▸ What needs to be done
Leaving the pictures aside, transcribe every line below exactly.

□ □ □ □ □

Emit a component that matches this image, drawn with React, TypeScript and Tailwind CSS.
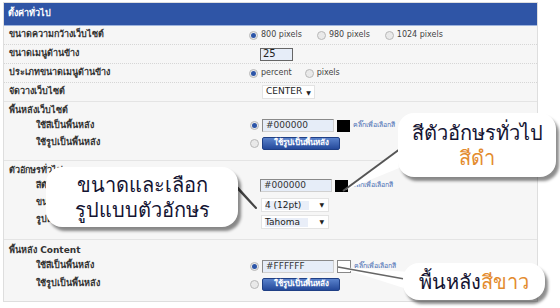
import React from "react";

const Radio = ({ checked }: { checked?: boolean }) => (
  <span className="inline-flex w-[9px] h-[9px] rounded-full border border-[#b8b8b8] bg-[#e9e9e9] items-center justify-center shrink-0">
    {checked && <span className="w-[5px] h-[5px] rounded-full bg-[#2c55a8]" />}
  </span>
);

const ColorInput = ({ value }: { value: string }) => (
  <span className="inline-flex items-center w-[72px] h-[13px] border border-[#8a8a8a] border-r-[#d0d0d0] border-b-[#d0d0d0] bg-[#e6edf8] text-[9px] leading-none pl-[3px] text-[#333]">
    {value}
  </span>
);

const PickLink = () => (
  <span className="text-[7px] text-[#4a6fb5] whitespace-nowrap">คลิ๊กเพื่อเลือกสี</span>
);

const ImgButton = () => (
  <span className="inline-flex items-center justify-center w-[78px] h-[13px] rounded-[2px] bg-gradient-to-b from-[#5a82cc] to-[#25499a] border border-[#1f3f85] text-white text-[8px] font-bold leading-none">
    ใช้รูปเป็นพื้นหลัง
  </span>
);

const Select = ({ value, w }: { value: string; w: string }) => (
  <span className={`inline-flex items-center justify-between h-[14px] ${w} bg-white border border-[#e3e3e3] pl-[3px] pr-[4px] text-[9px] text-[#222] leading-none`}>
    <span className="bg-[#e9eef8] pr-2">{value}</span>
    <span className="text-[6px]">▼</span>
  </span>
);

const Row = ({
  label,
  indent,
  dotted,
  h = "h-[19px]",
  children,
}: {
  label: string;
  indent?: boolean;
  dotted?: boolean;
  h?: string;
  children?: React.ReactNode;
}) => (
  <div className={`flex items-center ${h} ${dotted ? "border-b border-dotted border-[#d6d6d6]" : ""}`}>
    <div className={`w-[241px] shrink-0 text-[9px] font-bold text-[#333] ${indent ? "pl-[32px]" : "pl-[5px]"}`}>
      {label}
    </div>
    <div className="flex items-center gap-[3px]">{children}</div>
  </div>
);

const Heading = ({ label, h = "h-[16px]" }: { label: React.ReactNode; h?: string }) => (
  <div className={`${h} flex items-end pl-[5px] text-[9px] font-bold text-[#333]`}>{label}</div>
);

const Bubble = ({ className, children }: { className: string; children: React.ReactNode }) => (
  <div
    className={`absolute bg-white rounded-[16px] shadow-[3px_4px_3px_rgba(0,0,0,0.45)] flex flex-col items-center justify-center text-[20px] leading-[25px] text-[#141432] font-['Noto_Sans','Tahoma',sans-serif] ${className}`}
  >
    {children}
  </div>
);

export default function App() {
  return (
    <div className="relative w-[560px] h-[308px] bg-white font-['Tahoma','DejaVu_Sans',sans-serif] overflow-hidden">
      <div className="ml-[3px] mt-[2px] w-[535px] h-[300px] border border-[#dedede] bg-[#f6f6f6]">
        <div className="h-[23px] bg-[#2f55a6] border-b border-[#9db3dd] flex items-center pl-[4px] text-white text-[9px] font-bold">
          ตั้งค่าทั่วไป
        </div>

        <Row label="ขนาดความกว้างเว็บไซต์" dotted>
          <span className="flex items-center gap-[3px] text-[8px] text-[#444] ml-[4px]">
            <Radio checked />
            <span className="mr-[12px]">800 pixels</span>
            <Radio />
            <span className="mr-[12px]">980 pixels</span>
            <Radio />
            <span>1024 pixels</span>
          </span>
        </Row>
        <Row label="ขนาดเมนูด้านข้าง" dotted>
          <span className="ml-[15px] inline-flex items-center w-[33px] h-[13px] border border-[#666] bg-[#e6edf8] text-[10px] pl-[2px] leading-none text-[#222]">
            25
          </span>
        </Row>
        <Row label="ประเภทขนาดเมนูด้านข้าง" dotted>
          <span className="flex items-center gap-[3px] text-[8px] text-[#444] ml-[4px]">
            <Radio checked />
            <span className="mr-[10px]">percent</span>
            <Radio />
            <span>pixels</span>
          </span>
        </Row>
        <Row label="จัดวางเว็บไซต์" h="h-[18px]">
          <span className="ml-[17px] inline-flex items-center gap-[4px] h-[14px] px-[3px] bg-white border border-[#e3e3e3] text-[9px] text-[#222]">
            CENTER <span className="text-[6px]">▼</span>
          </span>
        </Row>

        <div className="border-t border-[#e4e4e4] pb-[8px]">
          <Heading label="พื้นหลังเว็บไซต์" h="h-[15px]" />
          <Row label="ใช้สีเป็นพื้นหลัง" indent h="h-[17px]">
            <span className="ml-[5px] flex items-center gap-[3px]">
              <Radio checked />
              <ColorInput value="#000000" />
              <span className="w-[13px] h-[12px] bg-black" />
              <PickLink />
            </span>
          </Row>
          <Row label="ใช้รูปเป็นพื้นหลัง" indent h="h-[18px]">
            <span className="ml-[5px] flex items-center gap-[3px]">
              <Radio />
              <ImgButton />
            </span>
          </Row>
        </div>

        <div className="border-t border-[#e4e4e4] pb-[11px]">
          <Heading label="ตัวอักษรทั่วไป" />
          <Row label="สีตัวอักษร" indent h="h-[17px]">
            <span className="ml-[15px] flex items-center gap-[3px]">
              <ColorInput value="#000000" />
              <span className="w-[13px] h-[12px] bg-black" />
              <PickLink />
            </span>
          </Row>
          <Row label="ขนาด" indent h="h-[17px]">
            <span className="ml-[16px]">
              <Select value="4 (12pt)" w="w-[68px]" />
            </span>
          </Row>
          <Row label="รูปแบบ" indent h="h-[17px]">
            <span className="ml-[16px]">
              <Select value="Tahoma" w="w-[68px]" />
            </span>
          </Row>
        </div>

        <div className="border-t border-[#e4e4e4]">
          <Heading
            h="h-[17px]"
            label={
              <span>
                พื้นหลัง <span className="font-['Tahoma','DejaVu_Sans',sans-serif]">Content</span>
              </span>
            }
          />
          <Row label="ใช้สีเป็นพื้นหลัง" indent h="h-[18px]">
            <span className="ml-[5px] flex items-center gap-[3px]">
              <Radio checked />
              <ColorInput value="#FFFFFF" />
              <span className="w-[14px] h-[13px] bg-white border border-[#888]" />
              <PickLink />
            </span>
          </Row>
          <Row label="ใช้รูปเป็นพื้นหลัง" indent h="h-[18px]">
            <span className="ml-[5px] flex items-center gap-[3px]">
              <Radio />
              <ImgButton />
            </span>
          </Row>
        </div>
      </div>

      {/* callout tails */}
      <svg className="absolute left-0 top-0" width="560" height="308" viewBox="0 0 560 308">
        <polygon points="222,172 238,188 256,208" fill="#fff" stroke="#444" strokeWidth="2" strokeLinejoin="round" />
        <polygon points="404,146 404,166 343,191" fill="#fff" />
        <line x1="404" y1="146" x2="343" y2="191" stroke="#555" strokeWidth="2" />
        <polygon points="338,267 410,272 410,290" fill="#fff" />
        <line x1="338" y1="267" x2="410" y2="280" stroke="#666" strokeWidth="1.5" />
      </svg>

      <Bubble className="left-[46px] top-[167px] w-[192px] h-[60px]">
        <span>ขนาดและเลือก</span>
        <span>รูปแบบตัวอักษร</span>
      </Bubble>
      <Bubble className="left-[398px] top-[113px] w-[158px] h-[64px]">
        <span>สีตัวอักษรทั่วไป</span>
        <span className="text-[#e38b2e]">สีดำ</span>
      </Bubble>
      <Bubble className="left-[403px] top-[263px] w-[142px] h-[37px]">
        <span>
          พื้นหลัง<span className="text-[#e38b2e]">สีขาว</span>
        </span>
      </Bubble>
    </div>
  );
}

□ □ □ □ □

▸ Completed exercise
Emit a component that matches this image, drawn with React, TypeScript and Tailwind CSS.
import React from "react";

const Radio = ({ checked }: { checked?: boolean }) => (
  <span className="inline-flex w-[9px] h-[9px] rounded-full border border-[#b8b8b8] bg-[#e9e9e9] items-center justify-center shrink-0">
    {checked && <span className="w-[5px] h-[5px] rounded-full bg-[#2c55a8]" />}
  </span>
);

const ColorInput = ({ value }: { value: string }) => (
  <span className="inline-flex items-center w-[72px] h-[13px] border border-[#8a8a8a] border-r-[#d0d0d0] border-b-[#d0d0d0] bg-[#e6edf8] text-[9px] leading-none pl-[3px] text-[#333]">
    {value}
  </span>
);

const PickLink = () => (
  <span className="text-[7px] text-[#4a6fb5] whitespace-nowrap">คลิ๊กเพื่อเลือกสี</span>
);

const ImgButton = () => (
  <span className="inline-flex items-center justify-center w-[78px] h-[13px] rounded-[2px] bg-gradient-to-b from-[#5a82cc] to-[#25499a] border border-[#1f3f85] text-white text-[8px] font-bold leading-none">
    ใช้รูปเป็นพื้นหลัง
  </span>
);

const Select = ({ value, w }: { value: string; w: string }) => (
  <span className={`inline-flex items-center justify-between h-[14px] ${w} bg-white border border-[#e3e3e3] pl-[3px] pr-[4px] text-[9px] text-[#222] leading-none`}>
    <span className="bg-[#e9eef8] pr-2">{value}</span>
    <span className="text-[6px]">▼</span>
  </span>
);

const Row = ({
  label,
  indent,
  dotted,
  h = "h-[19px]",
  children,
}: {
  label: string;
  indent?: boolean;
  dotted?: boolean;
  h?: string;
  children?: React.ReactNode;
}) => (
  <div className={`flex items-center ${h} ${dotted ? "border-b border-dotted border-[#d6d6d6]" : ""}`}>
    <div className={`w-[241px] shrink-0 text-[9px] font-bold text-[#333] ${indent ? "pl-[32px]" : "pl-[5px]"}`}>
      {label}
    </div>
    <div className="flex items-center gap-[3px]">{children}</div>
  </div>
);

const Heading = ({ label, h = "h-[16px]" }: { label: React.ReactNode; h?: string }) => (
  <div className={`${h} flex items-end pl-[5px] text-[9px] font-bold text-[#333]`}>{label}</div>
);

const Bubble = ({ className, children }: { className: string; children: React.ReactNode }) => (
  <div
    className={`absolute bg-white rounded-[16px] shadow-[3px_4px_3px_rgba(0,0,0,0.45)] flex flex-col items-center justify-center text-[20px] leading-[25px] text-[#141432] font-['Noto_Sans','Tahoma',sans-serif] ${className}`}
  >
    {children}
  </div>
);

export default function App() {
  return (
    <div className="relative w-[560px] h-[308px] bg-white font-['Tahoma','DejaVu_Sans',sans-serif] overflow-hidden">
      <div className="ml-[3px] mt-[2px] w-[535px] h-[300px] border border-[#dedede] bg-[#f6f6f6]">
        <div className="h-[23px] bg-[#2f55a6] border-b border-[#9db3dd] flex items-center pl-[4px] text-white text-[9px] font-bold">
          ตั้งค่าทั่วไป
        </div>

        <Row label="ขนาดความกว้างเว็บไซต์" dotted>
          <span className="flex items-center gap-[3px] text-[8px] text-[#444] ml-[4px]">
            <Radio checked />
            <span className="mr-[12px]">800 pixels</span>
            <Radio />
            <span className="mr-[12px]">980 pixels</span>
            <Radio />
            <span>1024 pixels</span>
          </span>
        </Row>
        <Row label="ขนาดเมนูด้านข้าง" dotted>
          <span className="ml-[15px] inline-flex items-center w-[33px] h-[13px] border border-[#666] bg-[#e6edf8] text-[10px] pl-[2px] leading-none text-[#222]">
            25
          </span>
        </Row>
        <Row label="ประเภทขนาดเมนูด้านข้าง" dotted>
          <span className="flex items-center gap-[3px] text-[8px] text-[#444] ml-[4px]">
            <Radio checked />
            <span className="mr-[10px]">percent</span>
            <Radio />
            <span>pixels</span>
          </span>
        </Row>
        <Row label="จัดวางเว็บไซต์" h="h-[18px]">
          <span className="ml-[17px] inline-flex items-center gap-[4px] h-[14px] px-[3px] bg-white border border-[#e3e3e3] text-[9px] text-[#222]">
            CENTER <span className="text-[6px]">▼</span>
          </span>
        </Row>

        <div className="border-t border-[#e4e4e4] pb-[8px]">
          <Heading label="พื้นหลังเว็บไซต์" h="h-[15px]" />
          <Row label="ใช้สีเป็นพื้นหลัง" indent h="h-[17px]">
            <span className="ml-[5px] flex items-center gap-[3px]">
              <Radio checked />
              <ColorInput value="#000000" />
              <span className="w-[13px] h-[12px] bg-black" />
              <PickLink />
            </span>
          </Row>
          <Row label="ใช้รูปเป็นพื้นหลัง" indent h="h-[18px]">
            <span className="ml-[5px] flex items-center gap-[3px]">
              <Radio />
              <ImgButton />
            </span>
          </Row>
        </div>

        <div className="border-t border-[#e4e4e4] pb-[11px]">
          <Heading label="ตัวอักษรทั่วไป" />
          <Row label="สีตัวอักษร" indent h="h-[17px]">
            <span className="ml-[15px] flex items-center gap-[3px]">
              <ColorInput value="#000000" />
              <span className="w-[13px] h-[12px] bg-black" />
              <PickLink />
            </span>
          </Row>
          <Row label="ขนาด" indent h="h-[17px]">
            <span className="ml-[16px]">
              <Select value="4 (12pt)" w="w-[68px]" />
            </span>
          </Row>
          <Row label="รูปแบบ" indent h="h-[17px]">
            <span className="ml-[16px]">
              <Select value="Tahoma" w="w-[68px]" />
            </span>
          </Row>
        </div>

        <div className="border-t border-[#e4e4e4]">
          <Heading
            h="h-[17px]"
            label={
              <span>
                พื้นหลัง <span className="font-['Tahoma','DejaVu_Sans',sans-serif]">Content</span>
              </span>
            }
          />
          <Row label="ใช้สีเป็นพื้นหลัง" indent h="h-[18px]">
            <span className="ml-[5px] flex items-center gap-[3px]">
              <Radio checked />
              <ColorInput value="#FFFFFF" />
              <span className="w-[14px] h-[13px] bg-white border border-[#888]" />
              <PickLink />
            </span>
          </Row>
          <Row label="ใช้รูปเป็นพื้นหลัง" indent h="h-[18px]">
            <span className="ml-[5px] flex items-center gap-[3px]">
              <Radio />
              <ImgButton />
            </span>
          </Row>
        </div>
      </div>

      {/* callout tails */}
      <svg className="absolute left-0 top-0" width="560" height="308" viewBox="0 0 560 308">
        <polygon points="222,172 238,188 256,208" fill="#fff" stroke="#444" strokeWidth="2" strokeLinejoin="round" />
        <polygon points="404,146 404,166 343,191" fill="#fff" />
        <line x1="404" y1="146" x2="343" y2="191" stroke="#555" strokeWidth="2" />
        <polygon points="338,267 410,272 410,290" fill="#fff" />
        <line x1="338" y1="267" x2="410" y2="280" stroke="#666" strokeWidth="1.5" />
      </svg>

      <Bubble className="left-[46px] top-[167px] w-[192px] h-[60px]">
        <span>ขนาดและเลือก</span>
        <span>รูปแบบตัวอักษร</span>
      </Bubble>
      <Bubble className="left-[398px] top-[113px] w-[158px] h-[64px]">
        <span>สีตัวอักษรทั่วไป</span>
        <span className="text-[#e38b2e]">สีดำ</span>
      </Bubble>
      <Bubble className="left-[403px] top-[263px] w-[142px] h-[37px]">
        <span>
          พื้นหลัง<span className="text-[#e38b2e]">สีขาว</span>
        </span>
      </Bubble>
    </div>
  );
}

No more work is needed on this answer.